No esporte educacional, a ação deve proporcionar aos seus participantes, bem-estar e interesse pela atividade. Somente a obrigatoriedade de participar da aula ou do treino, não trará efeito educativo para seu praticante. Desde as aulas na escola, nos projetos sociais, o esporte deve proporcionar a construção de valores, do caráter dos alunos, de respeito às individualidades dos demais participantes. Se o professor não percebe esta importância, pode ele ser responsável por tornar a Educação Física um verdadeiro trauma para alunos que tenham algum problema de convívio social, ou até mesmo, criar algum empecilho. Direção, equipe pedagógica e professores têm nas mãos a responsabilidade de fazer com que o aluno sinta-se acolhido na sua escola, em sua turma. Os professores de Educação Física ainda trabalham com questões relacionadas ao convívio em grupo, respeito às regras, resolução de atritos e desentendimentos durante jogos e atividades coletivas, limites dos outros e os seus, solidariedade, trabalho em grupo, desafios, disputas, etc.

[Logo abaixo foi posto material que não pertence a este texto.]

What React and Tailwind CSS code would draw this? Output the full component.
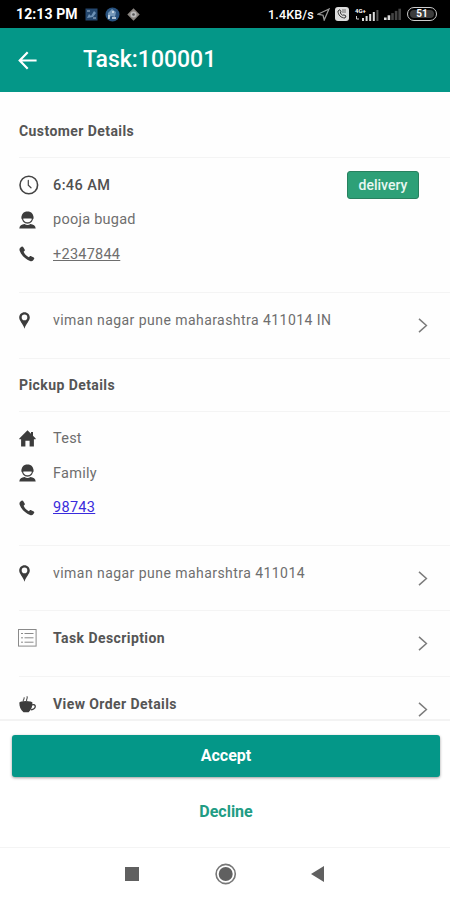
import React from "react";

const ClockIcon = () => (
  <svg width="20" height="20" viewBox="0 0 20 20" fill="none" stroke="#444" strokeWidth="1.6" strokeLinecap="round">
    <circle cx="9.8" cy="10" r="8.8" />
    <path d="M9.3 5.4V10.2L12 12.8" strokeWidth="1.2" />
  </svg>
);

const PersonIcon = () => (
  <svg width="17" height="18" viewBox="0 0 17 18">
    <path d="M3.2 5.5C3 9.5 5.4 12 8.5 12S14 9.5 13.8 5.5" fill="#fff" stroke="#4a4a4a" strokeWidth="1.3" />
    <path d="M2.7 8C1.9 3.2 4.6.6 8.5.6S15.1 3.2 14.3 8C12.8 7.6 10.6 7.6 8.5 7.6S4.2 7.6 2.7 8Z" fill="#3c3c3c" />
    <path d="M.3 17.4C.6 14.8 2.6 13.6 5.6 13.1 7.3 14.3 9.7 14.3 11.4 13.1 14.4 13.6 16.4 14.8 16.7 17.4Z" fill="#3c3c3c" />
  </svg>
);

const PhoneIcon = () => (
  <svg width="16" height="16" viewBox="0 0 17 17">
    <path d="M1.3 1.8 2.7.7C3.3.2 4 .4 4.4 1L6 3.7C6.4 4.4 6.2 4.9 5.7 5.4L4.9 6.2C5.8 8.4 7.8 10.7 10.4 12L11.3 11.1C11.8 10.6 12.4 10.6 13 10.9L15.7 12.3C16.3 12.7 16.4 13.3 16 13.9L14.9 15.4C14.2 16.2 12.9 16.4 11.7 15.9 6.5 14 2.3 9.5.7 5 .3 3.7.5 2.5 1.3 1.8Z" fill="#3c3c3c" />
  </svg>
);

const PinIcon = () => (
  <svg className="ml-px" width="11" height="17" viewBox="0 0 11 17">
    <path fillRule="evenodd" d="M5.5.3C2.5.3.2 2.6.2 5.5.2 8.8 3.9 11.5 5.5 16.7 7.1 11.5 10.8 8.8 10.8 5.5 10.8 2.6 8.5.3 5.5.3ZM5.5 2.6A2.8 2.8 0 1 1 5.5 8.2 2.8 2.8 0 0 1 5.5 2.6Z" fill="#3c3c3c" />
  </svg>
);

const HomeIcon = () => (
  <svg width="17" height="17" viewBox="0 0 17 17">
    <path d="M8.5.3.3 8.4V9.2H2.1V16.6H6.4V10.7H10.6V16.6H14.9V9.2H16.7V8.4L14 5.7V2H12V3.7Z" fill="#3c3c3c" />
  </svg>
);

const ListIcon = () => (
  <svg width="19" height="18" viewBox="0 0 19 18" fill="none" stroke="#8a8a8a">
    <rect x=".5" y=".5" width="17.6" height="16.6" />
    <path d="M3 4.5H5M3 8.8H5M3 13.2H5M6.5 4.5H15.5M6.5 8.8H15.5M6.5 13.2H15.5" />
  </svg>
);

const CupIcon = () => (
  <svg className="ml-px" width="18" height="17" viewBox="0 0 18 17">
    <path d="M.4 6.6C3 8 11 8 13.4 6.6 13.7 10.5 12.2 14 9.6 16.2H4.5C1.7 14 .1 10.5.4 6.6Z" fill="#3c3c3c" />
    <ellipse cx="6.9" cy="6.7" rx="6.4" ry="1.7" fill="#3c3c3c" />
    <path d="M13 8.8C17.4 7.5 17.6 12.8 12 13.8" fill="none" stroke="#3c3c3c" strokeWidth="1.3" />
    <path d="M4.8 6C3 4 6 3.2 4.9 1.4M8.3 6C5.8 3.7 9.6 2.6 7.8.3" fill="none" stroke="#555" strokeWidth="1.1" />
  </svg>
);

const Chevron = () => (
  <svg width="10" height="15" viewBox="0 0 10 15" fill="none" stroke="#7c7c7c" strokeWidth="1.5">
    <path d="M1 .9 8.4 7.5 1 14.1" />
  </svg>
);

function Signal({ active }) {
  return (
    <svg width="18" height="12" viewBox="0 0 18 12">
      {[0, 1, 2, 3, 4].map((i) => (
        <rect key={i} x={i * 3.6} y={9.5 - i * 2.2} width="2.6" height={2.5 + i * 2.2} fill={i < active ? "#ddd" : "#444"} />
      ))}
    </svg>
  );
}

function StatusBar() {
  return (
    <div className="flex h-7 shrink-0 items-center bg-black pl-4 pr-[13px] text-white">
      <span className="w-[62px] whitespace-nowrap pt-px text-[14px] font-bold tracking-[0.1px]">12:13 PM</span>
      <svg className="ml-[7px]" width="13" height="13" viewBox="0 0 13 13">
        <rect x=".5" y=".5" width="12" height="12" fill="#24476e" />
        <path d="M2 10 4 6 6 8 9 3 11 5 8 9Z" fill="#6d91b5" />
        <path d="M2 3H5M8 10H11" stroke="#a8bed1" />
      </svg>
      <svg className="ml-[7px]" width="15" height="15" viewBox="0 0 15 15">
        <circle cx="7.5" cy="7.5" r="7" fill="#28527f" />
        <path d="M3 6 7 2 11 5 10 10 6 9 3 12Z" fill="#7598b9" />
        <path d="M4 8V12M7 11H11M7 5H9" stroke="#dbe6ee" strokeWidth="1.4" />
      </svg>
      <svg className="ml-[7px]" width="13" height="13" viewBox="0 0 13 13">
        <path d="M6.5.3 12.7 6.5 6.5 12.7.3 6.5Z" fill="#8a8580" />
        <circle cx="6.5" cy="6.5" r="3" fill="#bbb" />
        <circle cx="6.5" cy="6.5" r="1.3" fill="#555" />
      </svg>
      <span className="ml-auto w-[48px] whitespace-nowrap pt-[2px] text-[12.5px] font-medium tracking-[0.15px]">1.4KB/s</span>
      <svg className="ml-px" width="13" height="13" viewBox="0 0 13 13" fill="none" stroke="#999" strokeWidth="1.3">
        <path d="M12 1 .9 6.2 6 7.2 7.2 12Z" />
      </svg>
      <svg className="ml-[5px]" width="14" height="14" viewBox="0 0 14 14">
        <rect width="14" height="14" rx="3" fill="#ddd" />
        <path d="M3 4C3 8 6 11 10 11L11 9 8.8 7.8 7.8 8.6 5.3 6 6 4.8 4.8 2.7Z" fill="none" stroke="#333" />
        <path d="M7 3H11M7 5H11" stroke="#555" strokeWidth=".8" />
      </svg>
      <div className="ml-[6px] flex h-[14px] w-[24px] items-end">
        <div className="flex h-[14px] w-[6px] flex-col justify-between">
          <span className="whitespace-nowrap text-[6px] font-bold leading-[7px]">4G+</span>
          <svg width="5" height="5" viewBox="0 0 5 5"><path d="M1.5 0V3H4" fill="none" stroke="#ccc" /></svg>
        </div>
        <svg width="18" height="11" viewBox="0 0 18 11">
          <path d="M1 8H3V11H1ZM4.6 6H6.6V11H4.6ZM8.2 4H10.2V11H8.2ZM11.8 2H13.8V11H11.8Z" fill="#ddd" />
          <path d="M15.4 0H17.4V11H15.4Z" fill="#555" />
        </svg>
      </div>
      <div className="ml-[5px] flex"><Signal active={2} /></div>
      <div className="ml-[5px] flex h-[14px] w-[30px] items-center justify-center rounded-full border-[1.5px] border-[#ccc] p-[2px]">
        <div className="flex h-full w-full items-center justify-center rounded-full bg-[#3c3c3c] text-[10px] font-bold leading-none">51</div>
      </div>
    </div>
  );
}

function SectionTitle({ children, className }) {
  return (
    <div className={`flex items-center border-b border-[#f4f4f4] ${className}`}>
      <h2 className="text-[14px] font-bold tracking-[0.42px] text-[#555]">{children}</h2>
    </div>
  );
}

function Row({ icon, children, className = "", right }) {
  return (
    <div className="flex h-[34.5px] items-center pr-[31px]">
      <div className="flex w-[34px] shrink-0 items-center">{icon}</div>
      <span className={`whitespace-nowrap pt-px text-[14.5px] leading-5 ${className}`}>{children}</span>
      {right}
    </div>
  );
}

function LinkRow({ icon, children, className = "", textClass }) {
  return (
    <div className={`flex border-b border-[#f4f4f4] pr-[22px] pt-[17px] ${className}`}>
      <div className="-ml-px flex h-5 w-[35px] shrink-0 items-center">{icon}</div>
      <span className={`whitespace-nowrap leading-5 ${textClass}`}>{children}</span>
      <div className="ml-auto mt-2"><Chevron /></div>
    </div>
  );
}

const muted = "tracking-[0.25px] text-[#6e6e6e]";
const address = "text-[14px] tracking-[0.45px] text-[#6e6e6e]";
const strong = "text-[14px] font-bold tracking-[0.42px] text-[#555]";

export default function App() {
  return (
    <div className="flex h-[900px] w-[450px] flex-col overflow-hidden bg-white font-[Roboto,sans-serif]">
      <StatusBar />
      <header className="flex h-16 shrink-0 items-center bg-[#049788] pl-[18px] text-white">
        <svg width="19" height="19" viewBox="0 0 19 19" fill="none" stroke="#fff" strokeWidth="2.2">
          <path d="M18.6 9.5H2M9.7 1.3 1.7 9.5 9.7 17.7" />
        </svg>
        <h1 className="ml-[46px] whitespace-nowrap pt-px text-[23px] font-medium">Task:100001</h1>
      </header>

      <main className="min-h-0 flex-1 overflow-hidden bg-[#fefefe] pl-[19px]">
        <SectionTitle className="h-[66px] pt-[14px]">Customer Details</SectionTitle>
        <div className="h-[135px] border-b border-[#f4f4f4] pt-[10px]">
          <Row
            icon={<ClockIcon />}
            className="font-medium tracking-[0.4px] text-[#505050]"
            right={<span className="ml-auto flex h-7 w-[72px] items-center justify-center rounded-[3px] border border-[#28815f] bg-[#2da077] text-[14px] font-medium text-[#e8f7f1]">delivery</span>}
          >
            6:46 AM
          </Row>
          <Row icon={<PersonIcon />} className={muted}>pooja bugad</Row>
          <Row icon={<PhoneIcon />} className={`underline ${muted}`}>+2347844</Row>
        </div>
        <LinkRow icon={<PinIcon />} className="h-[66px]" textClass={address}>viman nagar pune maharashtra 411014 IN</LinkRow>

        <SectionTitle className="h-[53px]">Pickup Details</SectionTitle>
        <div className="h-[134px] border-b border-[#f4f4f4] pt-[9.5px]">
          <Row icon={<HomeIcon />} className={muted}>Test</Row>
          <Row icon={<PersonIcon />} className={muted}>Family</Row>
          <Row icon={<PhoneIcon />} className="tracking-[0.3px] text-[#3a2bdc] underline">98743</Row>
        </div>
        <LinkRow icon={<PinIcon />} className="h-[65px]" textClass={address}>viman nagar pune maharshtra 411014</LinkRow>
        <LinkRow icon={<ListIcon />} className="h-[66px]" textClass={strong}>Task Description</LinkRow>
        <LinkRow icon={<CupIcon />} className="h-[66px]" textClass={strong}>View Order Details</LinkRow>
      </main>

      <footer className="flex h-[128px] shrink-0 flex-col border-t-2 border-[#f3f3f3] pl-3 pr-[10px] pt-[14px] text-[16px] font-bold">
        <button className="h-[42px] w-full shrink-0 rounded-[3px] bg-[#049788] text-white shadow-[0_1px_3px_rgba(0,0,0,0.4)]">Accept</button>
        <button className="mt-[14px] h-[41px] w-full text-[#219c84]">Decline</button>
      </footer>

      <nav className="flex h-[53px] shrink-0 items-center border-t border-[#f4f4f4] pl-[125px]">
        <div className="size-[14px] bg-[#606060]" />
        <svg className="ml-[76px]" width="22" height="22" viewBox="0 0 22 22">
          <circle cx="10.7" cy="11" r="9.6" fill="none" stroke="#777" strokeWidth="1.6" />
          <circle cx="10.7" cy="11" r="7" fill="#606060" />
        </svg>
        <svg className="ml-[74px]" width="13" height="16" viewBox="0 0 13 16">
          <path d="M13 0V16L0 8Z" fill="#606060" />
        </svg>
      </nav>
    </div>
  );
}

Muitas vezes, os professores precisam tomar atitudes que são de responsabilidade da família, uma educação de moral, de princípios, de valores, que deveriam ser responsabilidade da família, mas como muitas vezes ela se encontra ausente ou descomprometida com a educação, professores precisam fazer o papel de pai e mãe na escola. “À Educação escolar têm sido atribuídas funções complementares na sociedade, que lhe retiram sua essencialidade e a transformam em instrumento de múltiplas funções, impedindo-a de compor sua tarefa central” (RODRIGUES, 1992, p. 55). Quando a missão de construir valores não é exercida pela família, cabe à escola preencher este vazio nas crianças. “A família pode ser considerada um dos principais responsáveis pela iniciação da criança na prática esportiva. Porém, ela pode servir tanto como elemento facilitador quanto complicador para a permanência nessa prática” (MARQUES, KURODA, 2000, p.130). Existem pais que apoiam seus filhos, entendem suas limitações e seu tempo de amadurecimento no esporte, mas também há pais que não reconhecem o esporte como aprendizado, reclamam da performance de seu filho, xingam o juiz, questionam o professor ou treinador. Se os pais tomarem o exemplo dos pais compreensivos, Marques (2000) afirma que a família contribui para o desenvolvimento de motivações, autoestima e construção de valores, e auxilia no processo de construção de identidade da criança.
Outro grande problema é a questão da competição envolvendo jogos escolares. Os professores precisam entender que os jogos são uma forma de socializar os estudantes, que são momentos de diversão e, principalmente, de aprendizado. Caso isso não aconteça, corremos o risco de tornarmos estas competições em legítimos campos de batalha, ambientes de exclusão, de supervalorização da vitória, do vexame de uma derrota por não saber perder, da humilhação, assim por diante. Neste sentido, Marques (2003) comenta que os campeões são os mais bajulados, já os derrotados, mesmo que tenham conseguido a segunda colocação, ficam somente com aquilo que sobrou de prestígio. Situação pior ainda sofre aquele que sequer foi relacionado para a equipe. Este se torna invisível, motivo de brincadeira para a turma ou excluído para outras atividades, pois somente os melhores, os mais habilidosos fazem parte das equipes. Relacionando as equipes profissionais com as equipes escolares, Santin (1993) comenta que as delegações de equipes esportivas só são reconhecidas quando voltam com medalhas. Devemos nos perguntar até quando a minha felicidade é saudável vendo o adversário derrotado, humilhado ou desiludido por se achar perdedor. Será que não conseguimos encontrar formas que todos saiam vitoriosos ou pelo menos ninguém saia com o sentimento de derrota? Será que precisamos ter sempre vencedores e perdedores ou podemos valorizar prioritariamente a integração e a participação de todos? Assim como uma vitória pode marcar a vida de um jovem para o resto de sua vida, uma derrota, um erro, uma eliminação pode ser causa de um trauma para o resto da vida deste jovem, bem como um afastamento para sempre do esporte.